By the way: this looks like homework. If it is, why didn't you post it in the homework section?

#### KrisBlueNZ

##### Sadly passed away in 2015
Nov 28, 2011
8,393
There are probably lots of ways to solve this problem. The way that appeals to me is to use Thevenin equivalents.

I'll explain how to do it, without giving you the answer. (This looks like a classic homework problem; if so, you need to know HOW to solve it, not the solution.)

Two resistors in series, connected between two different voltage points, can be reduced to an equivalent consisting of one resistor connected to some intermediate voltage point. The voltage is calculated using the voltage divider equation, and the resistance is calculated using the parallel resistor equation.

You can start with any two resistors. Let's ignore R2 for the moment and calculate the Thevenin equivalent of R1 and R3. We have R1 (100) from +10V in series with R3 (300) to 0V. This forms a voltage divider; with nothing connected to the middle node, its voltage is +7.5V and its resistance is 75. Now you add R2, forming a new voltage divider with R1|R3 (75) from +7.5V in series with R2 (200) to -5V. Total voltage across R1|R3 and R2 is 12.5V across a resistance of 275, so the voltage across R2 is 9.09091V.

From this you can calculate the centre node voltage, and from that, the voltage across each resistor and the current flowing in each resistor.

Last edited:

#### (*steve*)

##### ¡sǝpodᴉʇuɐ ǝɥʇ ɹɐǝɥd
Moderator
Jan 21, 2010
25,505
You could also do it by superposition.

This cat can be skinned many ways

#### pyrohaz

Oct 28, 2012
33
Hey guys, it wasn't a homework program, i'm currently reading "Basic electronics for Scientists and Engineers" and there was a problem in it related to that but I put different values on the schematic, I want to learn the method vs just the answer so I appreciate the help there.
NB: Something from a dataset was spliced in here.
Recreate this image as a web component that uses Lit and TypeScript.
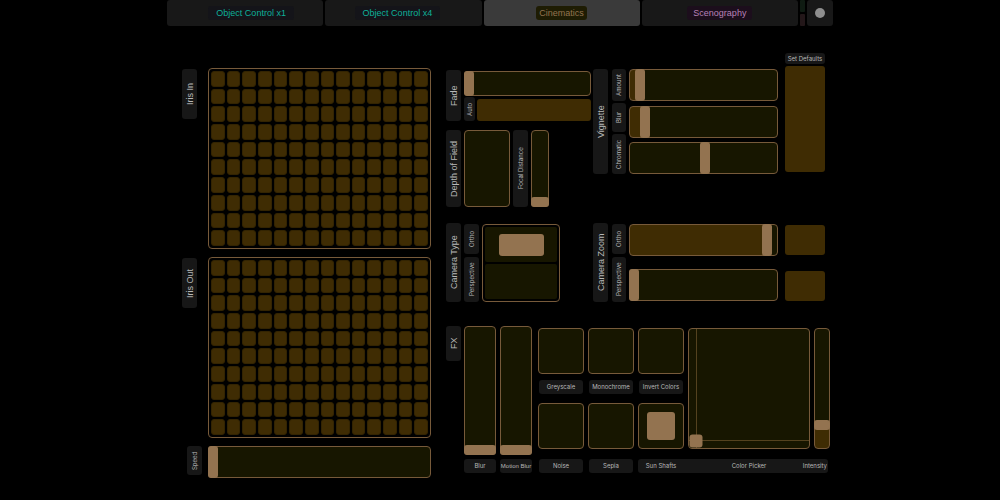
import { LitElement, html, css, nothing } from "lit";
import { customElement, state } from "lit/decorators.js";

interface Tab {
  id: string;
  name: string;
  tone: string;
  lean?: string;
}

const TABS: Tab[] = [
  { id: "one", name: "Object Control x1", tone: "teal", lean: "lean-end" },
  { id: "four", name: "Object Control x4", tone: "teal", lean: "lean-start" },
  { id: "cinematics", name: "Cinematics", tone: "amber" },
  { id: "scenography", name: "Scenography", tone: "violet" },
];

const IRIS_CELLS = Array.from({ length: 140 }, (_, i) => i + 1);

@customElement("app-root")
export class AppRoot extends LitElement {
  static styles = css`
    :host {
      --line: #775a3a;
      --well: #171600;
      --amber: #3f2c03;
      --knob: #937350;
      --tag: #171717;
      display: block;
      min-height: 100vh;
      background: #000;
      color: #b8b8b8;
      font: 9px/14px "Liberation Sans", Arial, sans-serif;
    }
    * {
      box-sizing: border-box;
    }
    button,
    input {
      appearance: none;
      margin: 0;
      padding: 0;
      border: 0;
      font: inherit;
      color: inherit;
      min-width: 0;
      min-height: 0;
    }
    .page {
      width: 66.8%;
      min-width: 640px;
      margin: 0 auto;
    }

    /* Top tabs */
    .tabs {
      display: grid;
      grid-template-columns: repeat(4, minmax(0, 1fr)) 5px 26px;
      gap: 2px;
      height: 26px;
      padding: 0 1px;
    }
    .tab {
      display: flex;
      justify-content: center;
      align-items: center;
      border-radius: 3px;
      background: #181818;
    }
    .tab.active {
      background: #3a3a3a;
    }
    .lean-end {
      padding-left: 12px;
    }
    .lean-start {
      padding-right: 12px;
    }
    .pill {
      border-radius: 3px;
      padding: 0 8px;
    }
    .teal {
      background: #141419;
      color: #0eb09a;
    }
    .amber {
      background: #1e1c03;
      color: #937350;
      padding: 0 3px;
    }
    .violet {
      background: #1c0e1c;
      color: #b881b8;
      padding: 0 6px;
    }
    .lamps {
      display: grid;
      gap: 2px;
    }
    .lamp {
      border-radius: 1px;
      background: #0f1b12;
    }
    .lamp.off {
      background: #231719;
    }
    .record {
      border-radius: 3px;
      background: #181818;
      display: grid;
      place-items: center;
    }
    .dot {
      width: 10px;
      height: 10px;
      border-radius: 50%;
      background: #8e8e8e;
    }

    /* Shared pieces */
    .tag {
      display: flex;
      justify-content: center;
      align-items: center;
      border-radius: 3px;
      background: var(--tag);
      white-space: nowrap;
    }
    .side {
      writing-mode: vertical-rl;
      transform: rotate(180deg);
      width: 15px;
    }
    .small {
      font: 6px/14px Inter, sans-serif;
    }
    .tiny {
      font: 6px/14px "Liberation Sans", Arial, sans-serif;
    }
    .well {
      display: block;
      width: 100%;
      border: 1px solid var(--line);
      border-radius: 4px;
      background: var(--well);
    }
    .trigger {
      display: block;
      width: 100%;
      border-radius: 3px;
      background: var(--amber);
    }
    .h14 { height: 14px; }
    .h30 { height: 30px; }
    .h32 { height: 32px; }
    .h50 { height: 50px; }

    .range {
      background: linear-gradient(to right, var(--amber) var(--fill), var(--well) var(--fill));
    }
    .range.upright {
      writing-mode: vertical-lr;
      direction: rtl;
      background: linear-gradient(to top, var(--amber) var(--fill), var(--well) var(--fill));
    }
    .range::-webkit-slider-runnable-track {
      width: 100%;
      height: 100%;
    }
    .range::-webkit-slider-thumb {
      appearance: none;
      width: 8px;
      height: 100%;
      border-radius: 2px;
      background: var(--knob);
      box-shadow: 0 0 0 1px var(--knob);
    }
    .range.upright::-webkit-slider-thumb {
      width: 100%;
      height: 8px;
    }

    .toggle {
      display: grid;
      place-items: center;
    }
    .toggle:checked::before {
      content: "";
      width: 28px;
      height: 28px;
      border-radius: 3px;
      background: var(--knob);
    }

    /* Two halves of the board */
    .board {
      display: grid;
      grid-template-columns: minmax(0, 249fr) minmax(0, 384fr);
      column-gap: 15px;
      padding: 27px 4px 20px 16px;
    }
    .iris {
      display: grid;
      grid-template-columns: 20px minmax(0, 1fr);
      gap: 8px 6px;
      align-content: start;
      padding-top: 15px;
    }
    .iris .tag {
      margin-top: 1px;
    }
    .iris .last {
      height: 29px;
      margin-top: 0;
      justify-self: end;
    }
    .matrix {
      display: grid;
      grid-template-columns: repeat(14, minmax(0, 1fr));
      grid-auto-rows: minmax(0, 1fr);
      gap: 2px;
      height: 181px;
      padding: 2px;
      border: 1px solid var(--line);
      border-radius: 4px;
    }
    .cell {
      border: 1px solid #332402;
      border-radius: 3px;
      background: var(--amber);
    }

    .rows {
      display: grid;
      align-content: start;
    }
    .pair {
      display: grid;
      grid-template-columns: minmax(0, 145fr) minmax(0, 237fr);
      column-gap: 2px;
    }
    .optics {
      padding-top: 17px;
    }
    .fade {
      display: grid;
      grid-template-columns: 15px minmax(0, 1fr);
      column-gap: 3px;
      height: 51px;
      margin-bottom: 9px;
    }
    .fade-body {
      display: grid;
      grid-template-columns: 11px minmax(0, 1fr);
      grid-template-rows: 26px 24px;
      gap: 1px 2px;
    }
    .fade-range {
      grid-column: 1 / 3;
      height: 25px;
      margin-top: 1px;
    }
    .fade-body .side {
      width: 11px;
      line-height: 11px;
    }
    .fade-body .trigger {
      height: 22px;
      align-self: end;
    }
    .depth {
      display: grid;
      grid-template-columns: 15px 46px 15px 18px;
      column-gap: 3px;
      height: 77px;
    }

    .vignette,
    .zoom {
      display: grid;
      grid-template-columns: 15px 18px minmax(0, 1fr) 40px;
      padding-right: 5px;
    }
    .names {
      display: grid;
      gap: 2px;
      margin-left: 4px;
      width: 14px;
    }
    .names .side {
      width: 14px;
    }
    .sliders {
      display: grid;
      align-content: space-between;
      padding: 0 7px 0 3px;
    }
    .vignette > .lowered {
      margin-top: 16px;
      height: 105px;
    }
    .vignette .names {
      grid-template-rows: 32px 29px 40px;
    }
    .defaults {
      display: grid;
      grid-template-rows: 11px 106px;
      gap: 2px;
      align-content: start;
    }
    .defaults .tag {
      line-height: 11px;
    }

    .camera {
      height: 79px;
      margin-top: 16px;
    }
    .camera .names {
      grid-template-rows: 30px 45px;
      gap: 3px;
      padding-top: 1px;
    }
    .camera-type {
      display: grid;
      grid-template-columns: 15px 15px 78px;
      column-gap: 3px;
    }
    .camera-type .names {
      margin-left: 0;
      width: 15px;
    }
    .camera-type .names .side {
      width: 15px;
    }
    .choices {
      display: grid;
      grid-template-rows: 1fr 1fr;
      gap: 2px;
      margin-top: 1px;
      padding: 2px;
      border: 1px solid var(--line);
      border-radius: 4px;
    }
    .choice {
      display: grid;
      place-items: center;
      border-radius: 2px;
      background: var(--well);
    }
    .choice:checked::before {
      content: "";
      width: 45px;
      height: 22px;
      border-radius: 3px;
      background: var(--knob);
    }
    .zoom .sliders {
      padding-top: 1px;
      padding-bottom: 1px;
    }
    .zoom .buttons {
      display: grid;
      align-content: space-between;
      padding: 2px 0 1px;
    }

    /* Effects */
    .fx {
      display: grid;
      grid-template-columns: 15px minmax(0, 77fr) minmax(0, 292fr);
      margin-top: 24px;
    }
    .fx-name {
      height: 35px;
    }
    .blurs {
      display: grid;
      grid-template-columns: minmax(0, 1fr) minmax(0, 1fr);
      grid-template-rows: 129px 14px;
      gap: 4px;
      margin: 0 6px 0 3px;
    }
    .blurs .upright {
      height: 129px;
    }
    .effects {
      display: grid;
      grid-template-columns:
        minmax(0, 46fr) minmax(0, 46fr) minmax(0, 46fr)
        minmax(0, 122fr) minmax(0, 16fr);
      grid-template-rows: 46px 29px 46px 24px;
      column-gap: 4px;
      padding-top: 2px;
      align-content: start;
    }
    .under {
      margin: 6px 1px 0;
    }
    .foot {
      align-self: end;
      margin: 0 1px;
    }
    .toggle {
      height: 46px;
    }
    .picker {
      grid-area: 1 / 4 / 4 / 5;
      position: relative;
      height: 121px;
    }
    .strength {
      grid-area: 1 / 5 / 4 / 6;
      height: 121px;
    }
    .hair {
      position: absolute;
      background: #54421f;
    }
    .hair.tall {
      top: 0;
      bottom: 0;
      width: 1px;
    }
    .hair.wide {
      left: 0;
      right: 0;
      height: 1px;
    }
    .puck {
      position: absolute;
      width: 13px;
      height: 13px;
      border-radius: 3px;
      background: var(--knob);
      transform: translate(-50%, 50%);
    }
    .strip {
      grid-column: 3 / 6;
      display: grid;
      grid-template-columns: subgrid;
      align-self: end;
      margin-right: 2px;
      border-radius: 3px;
      background: var(--tag);
      text-align: center;
      white-space: nowrap;
    }
    .strip .end {
      justify-self: end;
      padding-right: 1px;
    }
  `;

  @state() private tab = "cinematics";
  @state() private values: Record<string, number> = {
    speed: 0,
    fade: 0,
    focal: 0,
    amount: 4,
    vblur: 8,
    chromatic: 51,
    zoomOrtho: 96,
    zoomPerspective: 0,
    blur: 0,
    motion: 0,
    intensity: 17,
  };
  private pick = { x: 6, y: 6 };

  private range(id: string, cls: string, centred = false) {
    const value = this.values[id];
    return html`<input
      id=${id}
      type="range"
      class="well range ${cls}"
      style="--fill:${centred ? 0 : value}%"
      .value=${String(value)}
      @input=${(e: Event) => {
        this.values = { ...this.values, [id]: Number((e.target as HTMLInputElement).value) };
      }}
    />`;
  }

  private toggle(id: string, checked = false) {
    return html`<input id=${id} type="checkbox" class="well toggle" ?checked=${checked} />`;
  }

  private matrix(name: string) {
    return html`<div class="matrix" role="group" aria-label=${name}>
      ${IRIS_CELLS.map((n) => html`<button class="cell" aria-label="${name} ${n}"></button>`)}
    </div>`;
  }

  private renderTabs() {
    return html`<nav class="tabs">
      ${TABS.map(
        (t) => html`<button
          class="tab ${t.lean ?? ""} ${t.id === this.tab ? "active" : ""}"
          aria-current=${t.id === this.tab ? "page" : nothing}
          @click=${() => (this.tab = t.id)}
        >
          <span class="pill ${t.tone}">${t.name}</span>
        </button>`
      )}
      <div class="lamps"><span class="lamp"></span><span class="lamp off"></span></div>
      <button class="record" aria-label="Record"><span class="dot"></span></button>
    </nav>`;
  }

  private renderIris() {
    return html`<section class="iris">
      <span class="tag side h50">Iris In</span>
      ${this.matrix("Iris In")}
      <span class="tag side h50">Iris Out</span>
      ${this.matrix("Iris Out")}
      <label class="tag side small last" for="speed">Speed</label>
      ${this.range("speed", "h32")}
    </section>`;
  }

  private renderOptics() {
    return html`<div class="pair">
      <div class="optics">
        <div class="fade">
          <label class="tag side" for="fade">Fade</label>
          <div class="fade-body">
            ${this.range("fade", "fade-range")}
            <label class="tag side small" for="auto">Auto</label>
            <button id="auto" class="trigger"></button>
          </div>
        </div>
        <div class="depth">
          <label class="tag side" for="dof">Depth of Field</label>
          <input id="dof" type="checkbox" class="well" />
          <label class="tag side small" for="focal">Focal Distance</label>
          ${this.range("focal", "upright")}
        </div>
      </div>
      <div class="vignette">
        <span class="tag side lowered">Vignette</span>
        <div class="names lowered">
          <label class="tag side small" for="amount">Amount</label>
          <label class="tag side small" for="vblur">Blur</label>
          <label class="tag side small" for="chromatic">Chromatic</label>
        </div>
        <div class="sliders lowered">
          ${this.range("amount", "h32")} ${this.range("vblur", "h32")}
          ${this.range("chromatic", "h32", true)}
        </div>
        <div class="defaults">
          <label class="tag small" for="defaults">Set Defaults</label>
          <button id="defaults" class="trigger"></button>
        </div>
      </div>
    </div>`;
  }

  private renderCamera() {
    return html`<div class="pair camera">
      <div class="camera-type">
        <span class="tag side">Camera Type</span>
        <div class="names">
          <label class="tag side small" for="ortho">Ortho</label>
          <label class="tag side small" for="perspective">Perspective</label>
        </div>
        <div class="choices">
          <input id="ortho" type="radio" name="camera" class="choice" checked />
          <input id="perspective" type="radio" name="camera" class="choice" />
        </div>
      </div>
      <div class="zoom">
        <span class="tag side">Camera Zoom</span>
        <div class="names">
          <label class="tag side small" for="zoomOrtho">Ortho</label>
          <label class="tag side small" for="zoomPerspective">Perspective</label>
        </div>
        <div class="sliders">
          ${this.range("zoomOrtho", "h32")} ${this.range("zoomPerspective", "h32")}
        </div>
        <div class="buttons">
          <button class="trigger h30" aria-label="Reset ortho zoom"></button>
          <button class="trigger h30" aria-label="Reset perspective zoom"></button>
        </div>
      </div>
    </div>`;
  }

  private renderEffects() {
    const { x, y } = this.pick;
    return html`<div class="fx">
      <span class="tag side fx-name">FX</span>
      <div class="blurs">
        ${this.range("blur", "upright")} ${this.range("motion", "upright")}
        <label class="tag small" for="blur">Blur</label>
        <label class="tag tiny" for="motion">Motion Blur</label>
      </div>
      <div class="effects">
        ${this.toggle("grey")} ${this.toggle("mono")} ${this.toggle("invert")}
        <label class="tag small h14 under" for="grey">Greyscale</label>
        <label class="tag small h14 under" for="mono">Monochrome</label>
        <label class="tag small h14 under" for="invert">Invert Colors</label>
        ${this.toggle("noise")} ${this.toggle("sepia")} ${this.toggle("shafts", true)}
        <div class="well picker" role="group" aria-label="Color Picker">
          <span class="hair tall" style="left:${x}%"></span>
          <span class="hair wide" style="bottom:${y}%"></span>
          <button class="puck" aria-label="Color" style="left:${x}%;bottom:${y}%"></button>
        </div>
        ${this.range("intensity", "upright strength")}
        <label class="tag small h14 foot" for="noise">Noise</label>
        <label class="tag small h14 foot" for="sepia">Sepia</label>
        <div class="strip small">
          <label for="shafts">Sun Shafts</label>
          <span>Color Picker</span>
          <label class="end" for="intensity">Intensity</label>
        </div>
      </div>
    </div>`;
  }

  render() {
    return html`<div class="page">
      ${this.renderTabs()}
      <main class="board">
        ${this.renderIris()}
        <section class="rows">
          ${this.renderOptics()} ${this.renderCamera()} ${this.renderEffects()}
        </section>
      </main>
    </div>`;
  }
}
I found the thevenin method much easier to comprehend than the first method (kirchoff's current and voltage laws if I remember correctly?) so thank you for all the replies!

In reply to KrisBlueNz, I understand how to work out the voltage across R2 (9.09v)

So would my method be:
R1||R3 = (1/100 + 1/300)^-1
Then 10/R1||R3 = 7.5v @75ohm (as you stated)

To then work out the voltage across the 200ohm resistor:
R1||R3 in voltage divider with the 200ohm resistor
7.5v to -5v is equivalent to 12.5v to 0v
12.5*200/(200+75) = 9.09v

Now i've calculated the voltage across R2, the voltage at the node that all the resistors meet should be 9.09v-5v = 4.09v
Therefore current through R3 = 4.09/300 = 13.6mA
and current through R1 will be (10-4.09)/100 = 59.1mA

Is this correct?
Thanks a lot guys, really appreciate it #### (*steve*)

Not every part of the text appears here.